**What is expected**
Your task is to copy the listing exactly, with the pictures left out.

^^^^^^^^

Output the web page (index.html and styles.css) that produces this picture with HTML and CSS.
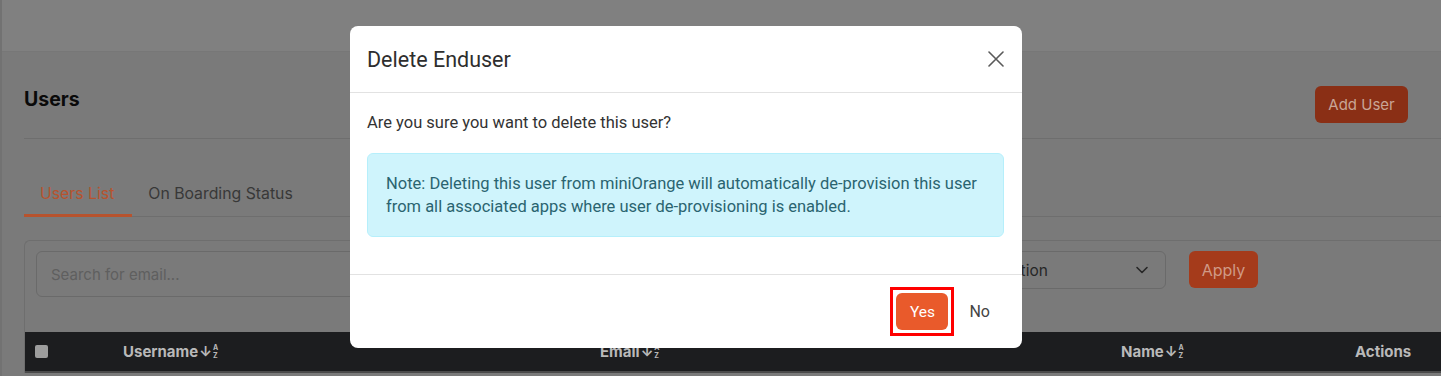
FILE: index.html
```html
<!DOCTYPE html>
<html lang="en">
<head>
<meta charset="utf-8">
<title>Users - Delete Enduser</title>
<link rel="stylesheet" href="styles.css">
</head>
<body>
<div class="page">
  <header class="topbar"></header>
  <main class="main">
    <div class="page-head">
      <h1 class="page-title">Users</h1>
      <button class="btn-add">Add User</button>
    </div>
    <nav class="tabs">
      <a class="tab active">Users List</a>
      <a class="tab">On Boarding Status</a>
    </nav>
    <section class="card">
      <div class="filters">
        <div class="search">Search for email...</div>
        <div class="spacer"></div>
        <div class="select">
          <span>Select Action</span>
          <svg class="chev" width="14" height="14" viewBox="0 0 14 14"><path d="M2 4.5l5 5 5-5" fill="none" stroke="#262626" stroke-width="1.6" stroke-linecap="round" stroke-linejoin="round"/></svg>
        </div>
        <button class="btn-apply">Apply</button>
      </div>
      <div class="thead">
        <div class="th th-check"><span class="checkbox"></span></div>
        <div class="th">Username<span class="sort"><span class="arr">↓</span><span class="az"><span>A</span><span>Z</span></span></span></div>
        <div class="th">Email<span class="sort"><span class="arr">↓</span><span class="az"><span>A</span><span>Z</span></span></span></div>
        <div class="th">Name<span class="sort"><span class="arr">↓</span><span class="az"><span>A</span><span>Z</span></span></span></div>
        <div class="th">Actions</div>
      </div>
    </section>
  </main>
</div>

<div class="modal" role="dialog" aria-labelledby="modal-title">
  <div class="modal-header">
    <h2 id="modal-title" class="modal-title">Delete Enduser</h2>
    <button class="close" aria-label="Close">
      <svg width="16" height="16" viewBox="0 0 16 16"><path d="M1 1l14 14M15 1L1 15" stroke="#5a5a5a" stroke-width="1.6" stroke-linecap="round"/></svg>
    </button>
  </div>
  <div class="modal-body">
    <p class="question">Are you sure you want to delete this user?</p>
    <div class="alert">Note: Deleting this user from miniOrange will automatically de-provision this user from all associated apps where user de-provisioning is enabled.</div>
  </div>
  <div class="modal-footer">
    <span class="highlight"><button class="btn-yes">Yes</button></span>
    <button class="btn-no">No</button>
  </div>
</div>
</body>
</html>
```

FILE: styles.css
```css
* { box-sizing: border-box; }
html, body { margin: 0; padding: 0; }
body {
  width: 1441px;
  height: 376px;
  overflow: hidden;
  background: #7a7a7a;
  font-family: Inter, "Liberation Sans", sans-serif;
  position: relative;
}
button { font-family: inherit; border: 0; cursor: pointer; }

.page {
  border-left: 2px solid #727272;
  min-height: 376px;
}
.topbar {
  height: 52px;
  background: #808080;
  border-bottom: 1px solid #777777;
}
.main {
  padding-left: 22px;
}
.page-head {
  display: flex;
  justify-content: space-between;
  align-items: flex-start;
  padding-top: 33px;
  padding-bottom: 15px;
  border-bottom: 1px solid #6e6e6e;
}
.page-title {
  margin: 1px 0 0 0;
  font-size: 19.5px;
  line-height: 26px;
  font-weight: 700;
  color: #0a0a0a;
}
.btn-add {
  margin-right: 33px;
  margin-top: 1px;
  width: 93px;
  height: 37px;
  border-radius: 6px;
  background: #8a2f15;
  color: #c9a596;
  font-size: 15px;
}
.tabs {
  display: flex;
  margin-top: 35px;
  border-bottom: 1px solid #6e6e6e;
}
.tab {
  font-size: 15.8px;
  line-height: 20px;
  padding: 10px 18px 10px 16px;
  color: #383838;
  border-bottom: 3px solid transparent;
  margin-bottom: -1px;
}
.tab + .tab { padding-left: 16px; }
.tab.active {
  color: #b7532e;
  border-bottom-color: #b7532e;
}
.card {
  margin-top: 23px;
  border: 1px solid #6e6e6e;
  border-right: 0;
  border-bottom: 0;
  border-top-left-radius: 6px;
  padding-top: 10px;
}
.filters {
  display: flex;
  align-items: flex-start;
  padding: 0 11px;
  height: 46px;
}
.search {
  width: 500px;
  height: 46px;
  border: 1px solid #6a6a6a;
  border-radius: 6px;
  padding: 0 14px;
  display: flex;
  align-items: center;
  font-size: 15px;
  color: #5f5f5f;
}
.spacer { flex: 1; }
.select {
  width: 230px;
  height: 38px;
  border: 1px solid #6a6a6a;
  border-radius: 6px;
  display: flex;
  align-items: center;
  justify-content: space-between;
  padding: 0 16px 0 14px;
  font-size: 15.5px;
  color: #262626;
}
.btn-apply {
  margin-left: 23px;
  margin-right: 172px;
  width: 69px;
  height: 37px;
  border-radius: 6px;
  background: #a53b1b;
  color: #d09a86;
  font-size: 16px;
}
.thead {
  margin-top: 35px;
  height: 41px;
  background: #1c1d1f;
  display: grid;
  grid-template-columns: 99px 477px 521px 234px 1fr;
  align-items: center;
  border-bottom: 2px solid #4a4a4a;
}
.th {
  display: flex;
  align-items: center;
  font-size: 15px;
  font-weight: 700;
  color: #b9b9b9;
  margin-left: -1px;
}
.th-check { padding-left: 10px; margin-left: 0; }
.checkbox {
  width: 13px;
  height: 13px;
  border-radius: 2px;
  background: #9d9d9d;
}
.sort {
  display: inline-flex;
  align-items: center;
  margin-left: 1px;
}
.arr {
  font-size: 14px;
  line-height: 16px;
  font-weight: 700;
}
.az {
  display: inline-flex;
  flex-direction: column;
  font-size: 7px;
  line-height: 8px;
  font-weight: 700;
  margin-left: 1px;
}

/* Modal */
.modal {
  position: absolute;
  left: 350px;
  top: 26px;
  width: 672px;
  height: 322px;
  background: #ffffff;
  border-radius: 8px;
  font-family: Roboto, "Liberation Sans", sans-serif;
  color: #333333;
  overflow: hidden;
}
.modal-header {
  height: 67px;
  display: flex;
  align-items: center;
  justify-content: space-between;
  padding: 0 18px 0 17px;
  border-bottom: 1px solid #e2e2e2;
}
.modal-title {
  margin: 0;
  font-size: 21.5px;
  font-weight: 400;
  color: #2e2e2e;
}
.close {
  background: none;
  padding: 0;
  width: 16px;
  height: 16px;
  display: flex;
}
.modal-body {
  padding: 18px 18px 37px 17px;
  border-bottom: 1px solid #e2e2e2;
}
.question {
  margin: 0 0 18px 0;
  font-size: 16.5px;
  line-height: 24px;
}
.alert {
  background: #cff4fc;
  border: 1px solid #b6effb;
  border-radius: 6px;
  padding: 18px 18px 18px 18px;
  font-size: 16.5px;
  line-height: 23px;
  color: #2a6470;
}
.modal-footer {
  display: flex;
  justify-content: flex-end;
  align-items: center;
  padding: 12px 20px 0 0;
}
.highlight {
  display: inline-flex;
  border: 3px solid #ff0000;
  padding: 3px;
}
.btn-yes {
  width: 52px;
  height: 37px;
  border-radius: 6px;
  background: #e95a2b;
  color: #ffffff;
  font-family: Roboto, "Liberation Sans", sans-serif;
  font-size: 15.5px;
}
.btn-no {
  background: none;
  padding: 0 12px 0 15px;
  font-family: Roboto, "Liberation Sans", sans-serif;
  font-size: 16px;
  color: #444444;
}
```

^^^^^^^^

**Output for this task**
Output the web page (index.html and styles.css) that produces this picture with HTML and CSS.
FILE: index.html
```html
<!DOCTYPE html>
<html lang="en">
<head>
<meta charset="utf-8">
<title>Users - Delete Enduser</title>
<link rel="stylesheet" href="styles.css">
</head>
<body>
<div class="page">
  <header class="topbar"></header>
  <main class="main">
    <div class="page-head">
      <h1 class="page-title">Users</h1>
      <button class="btn-add">Add User</button>
    </div>
    <nav class="tabs">
      <a class="tab active">Users List</a>
      <a class="tab">On Boarding Status</a>
    </nav>
    <section class="card">
      <div class="filters">
        <div class="search">Search for email...</div>
        <div class="spacer"></div>
        <div class="select">
          <span>Select Action</span>
          <svg class="chev" width="14" height="14" viewBox="0 0 14 14"><path d="M2 4.5l5 5 5-5" fill="none" stroke="#262626" stroke-width="1.6" stroke-linecap="round" stroke-linejoin="round"/></svg>
        </div>
        <button class="btn-apply">Apply</button>
      </div>
      <div class="thead">
        <div class="th th-check"><span class="checkbox"></span></div>
        <div class="th">Username<span class="sort"><span class="arr">↓</span><span class="az"><span>A</span><span>Z</span></span></span></div>
        <div class="th">Email<span class="sort"><span class="arr">↓</span><span class="az"><span>A</span><span>Z</span></span></span></div>
        <div class="th">Name<span class="sort"><span class="arr">↓</span><span class="az"><span>A</span><span>Z</span></span></span></div>
        <div class="th">Actions</div>
      </div>
    </section>
  </main>
</div>

<div class="modal" role="dialog" aria-labelledby="modal-title">
  <div class="modal-header">
    <h2 id="modal-title" class="modal-title">Delete Enduser</h2>
    <button class="close" aria-label="Close">
      <svg width="16" height="16" viewBox="0 0 16 16"><path d="M1 1l14 14M15 1L1 15" stroke="#5a5a5a" stroke-width="1.6" stroke-linecap="round"/></svg>
    </button>
  </div>
  <div class="modal-body">
    <p class="question">Are you sure you want to delete this user?</p>
    <div class="alert">Note: Deleting this user from miniOrange will automatically de-provision this user from all associated apps where user de-provisioning is enabled.</div>
  </div>
  <div class="modal-footer">
    <span class="highlight"><button class="btn-yes">Yes</button></span>
    <button class="btn-no">No</button>
  </div>
</div>
</body>
</html>
```

FILE: styles.css
```css
* { box-sizing: border-box; }
html, body { margin: 0; padding: 0; }
body {
  width: 1441px;
  height: 376px;
  overflow: hidden;
  background: #7a7a7a;
  font-family: Inter, "Liberation Sans", sans-serif;
  position: relative;
}
button { font-family: inherit; border: 0; cursor: pointer; }

.page {
  border-left: 2px solid #727272;
  min-height: 376px;
}
.topbar {
  height: 52px;
  background: #808080;
  border-bottom: 1px solid #777777;
}
.main {
  padding-left: 22px;
}
.page-head {
  display: flex;
  justify-content: space-between;
  align-items: flex-start;
  padding-top: 33px;
  padding-bottom: 15px;
  border-bottom: 1px solid #6e6e6e;
}
.page-title {
  margin: 1px 0 0 0;
  font-size: 19.5px;
  line-height: 26px;
  font-weight: 700;
  color: #0a0a0a;
}
.btn-add {
  margin-right: 33px;
  margin-top: 1px;
  width: 93px;
  height: 37px;
  border-radius: 6px;
  background: #8a2f15;
  color: #c9a596;
  font-size: 15px;
}
.tabs {
  display: flex;
  margin-top: 35px;
  border-bottom: 1px solid #6e6e6e;
}
.tab {
  font-size: 15.8px;
  line-height: 20px;
  padding: 10px 18px 10px 16px;
  color: #383838;
  border-bottom: 3px solid transparent;
  margin-bottom: -1px;
}
.tab + .tab { padding-left: 16px; }
.tab.active {
  color: #b7532e;
  border-bottom-color: #b7532e;
}
.card {
  margin-top: 23px;
  border: 1px solid #6e6e6e;
  border-right: 0;
  border-bottom: 0;
  border-top-left-radius: 6px;
  padding-top: 10px;
}
.filters {
  display: flex;
  align-items: flex-start;
  padding: 0 11px;
  height: 46px;
}
.search {
  width: 500px;
  height: 46px;
  border: 1px solid #6a6a6a;
  border-radius: 6px;
  padding: 0 14px;
  display: flex;
  align-items: center;
  font-size: 15px;
  color: #5f5f5f;
}
.spacer { flex: 1; }
.select {
  width: 230px;
  height: 38px;
  border: 1px solid #6a6a6a;
  border-radius: 6px;
  display: flex;
  align-items: center;
  justify-content: space-between;
  padding: 0 16px 0 14px;
  font-size: 15.5px;
  color: #262626;
}
.btn-apply {
  margin-left: 23px;
  margin-right: 172px;
  width: 69px;
  height: 37px;
  border-radius: 6px;
  background: #a53b1b;
  color: #d09a86;
  font-size: 16px;
}
.thead {
  margin-top: 35px;
  height: 41px;
  background: #1c1d1f;
  display: grid;
  grid-template-columns: 99px 477px 521px 234px 1fr;
  align-items: center;
  border-bottom: 2px solid #4a4a4a;
}
.th {
  display: flex;
  align-items: center;
  font-size: 15px;
  font-weight: 700;
  color: #b9b9b9;
  margin-left: -1px;
}
.th-check { padding-left: 10px; margin-left: 0; }
.checkbox {
  width: 13px;
  height: 13px;
  border-radius: 2px;
  background: #9d9d9d;
}
.sort {
  display: inline-flex;
  align-items: center;
  margin-left: 1px;
}
.arr {
  font-size: 14px;
  line-height: 16px;
  font-weight: 700;
}
.az {
  display: inline-flex;
  flex-direction: column;
  font-size: 7px;
  line-height: 8px;
  font-weight: 700;
  margin-left: 1px;
}

/* Modal */
.modal {
  position: absolute;
  left: 350px;
  top: 26px;
  width: 672px;
  height: 322px;
  background: #ffffff;
  border-radius: 8px;
  font-family: Roboto, "Liberation Sans", sans-serif;
  color: #333333;
  overflow: hidden;
}
.modal-header {
  height: 67px;
  display: flex;
  align-items: center;
  justify-content: space-between;
  padding: 0 18px 0 17px;
  border-bottom: 1px solid #e2e2e2;
}
.modal-title {
  margin: 0;
  font-size: 21.5px;
  font-weight: 400;
  color: #2e2e2e;
}
.close {
  background: none;
  padding: 0;
  width: 16px;
  height: 16px;
  display: flex;
}
.modal-body {
  padding: 18px 18px 37px 17px;
  border-bottom: 1px solid #e2e2e2;
}
.question {
  margin: 0 0 18px 0;
  font-size: 16.5px;
  line-height: 24px;
}
.alert {
  background: #cff4fc;
  border: 1px solid #b6effb;
  border-radius: 6px;
  padding: 18px 18px 18px 18px;
  font-size: 16.5px;
  line-height: 23px;
  color: #2a6470;
}
.modal-footer {
  display: flex;
  justify-content: flex-end;
  align-items: center;
  padding: 12px 20px 0 0;
}
.highlight {
  display: inline-flex;
  border: 3px solid #ff0000;
  padding: 3px;
}
.btn-yes {
  width: 52px;
  height: 37px;
  border-radius: 6px;
  background: #e95a2b;
  color: #ffffff;
  font-family: Roboto, "Liberation Sans", sans-serif;
  font-size: 15.5px;
}
.btn-no {
  background: none;
  padding: 0 12px 0 15px;
  font-family: Roboto, "Liberation Sans", sans-serif;
  font-size: 16px;
  color: #444444;
}
```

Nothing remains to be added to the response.